Saturday, May 16, 2015

Mini Readathon: The readathon for people with reasonable expectations

I'm sitting here at my computer at 7:30 a.m. on a Saturday before even visiting the coffee fountain, dispenser of all life.

But that's the last unreasonable thing I'll do today, because the minithon is all about reading miniature books, eating miniature snacks, taking frequent social media breaks to see what everyone else is eating and reading, and doing so for a miniature period of time (eight hours . . . or less, for those of us who have a wedding to attend at 2 p.m. and/or just wander away at some point in a mini-snack-induced daze).

So what am I reading?

I was listening to a Literary Disco podcast the other day, and one of the hosts was talking about how he and his wife have started reading to their newborn baby to get her into a bedtime routine. Right now, they're doing The Wind in the Willows, and he talked about how surprisingly adult the prose is and how strange it is to revisit the book as an adult.

Then I went to Disneyland and hit up Mr. Toad's Wild Ride, which gave me the vague feeling that Jay Gatsby was partially modeled after a reckless amphibian, and that's just not a hunch you leave unexplored.

Perhaps we all aspire to be J. Thaddeus Toad. The waistcoats alone!

So that's all I have planned to read today, because having a stack of books at my elbow has never seemed to work for me. Although I do have several comics here that I might intersperse among the antics of besuited woodland creatures.

Onward and snackward!


Well, I didn't get very much reading done, on account of I had to go to a wedding ceremony midway through and didn't deem it wise to carry on reading during the ceremony.

But I did get through fifty pages of The Wind in the Willows and finish volume 1 of Manifest Destiny and consume pizza bagels and mini Oreos and a full-size bagel and a tiny can of Sierra Mist and two regular-size cups of coffee.

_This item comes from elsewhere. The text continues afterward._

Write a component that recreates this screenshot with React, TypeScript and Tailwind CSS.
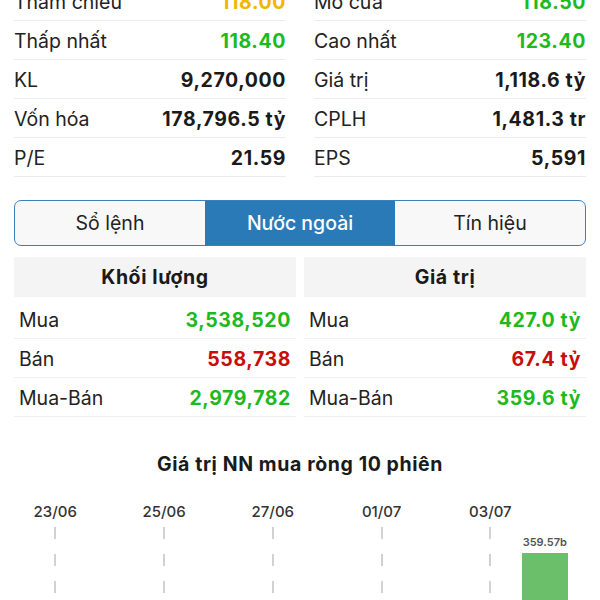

Pretty sure those are the rules.
Thanks for hosting, Tika!

Tuesday, May 5, 2015

Lazarus: Game of Thrones meets Wolverine meets...Mr. and Mrs. Smith? In any case, there's a salsa-dancing scene.

I haven't been finishing much of anything in the book department lately, but I binge-read the first three volumes of Greg Rucka's Lazarus series and give it two strong yet feminine thumbs up.

My introduction to Rucka's work happened when I was somehow trusted to copyedit his Han Solo adventure novel (coming out this year as part of Disney/Lucasfilm Press's Journey to the Force Awakens series, if you're interested in that sort of thing). Not only did he capture the essence of Han and Chewie in that story, but he wrote a killer female-character-who-isn't-Leia. I was intrigued.

Rucka has had a hand in almost every superhero comic property: Wolverine, Batwoman, The Punisher, Batman, Elektra, Wonder Woman. . . .  He has seventeen pages on Goodreads. You get the idea.

This original series is his newest project, and if it's the only thing of his you read you'll be doing okay for yourself.

The premise: At some point in our future, the world is divided among a handful of wealthy Families. The people who serve them, Serfs, are privileged above the Waste, which is everyone else. So there are no more states, no more countries, no more governments---just territories run by Families. Among the Families, there are alliances and feuds over contested territories.

Each Family has one member who's been given genetic enhancements and appointed to act as the Family's protector. This person, called the Lazarus, is a living weapon and is veeeeery difficult to kill, because he or she can regenerate. But the Lazari are not machines. They feel pain (so they feel like they're dying even if they don't often stay dead), and they have emotions and doubts that can lead to conflicting loyalties.

Which, indeed?

Forever Carlyle is the Lazarus of Family Carlyle, who rule over the western United States and northern and western Canada.

She's drawn like a cross between Gina Carano and the T-1000 and fights like a Spartan warrior who underwent strict martial arts training,but she's still believable as someone who could exist in our world.

Muscles and a conscience, imagine.
I don't love the overall art style, but Michael Lark is really great at drawing action. A fast-paced sword fight, let's say, can be really hard to follow in comic panels, but he makes it feel as seamless as possible when dealing with literal seams. If you let your eyes sweep across the panels, you can almost forget the separation.

That all might be enough to convince you to pick this up, but I could also tell you about the other female characters who exhibit strength in various ways, including as nurturers and villains. And the not one but two interracial couples. And the possibly gay character. And all the sexual tension between Forever and Joacquim, the Lazarus of Family Morray, who is even more handsome when the skin on his face hasn't just been melted off by an explosive.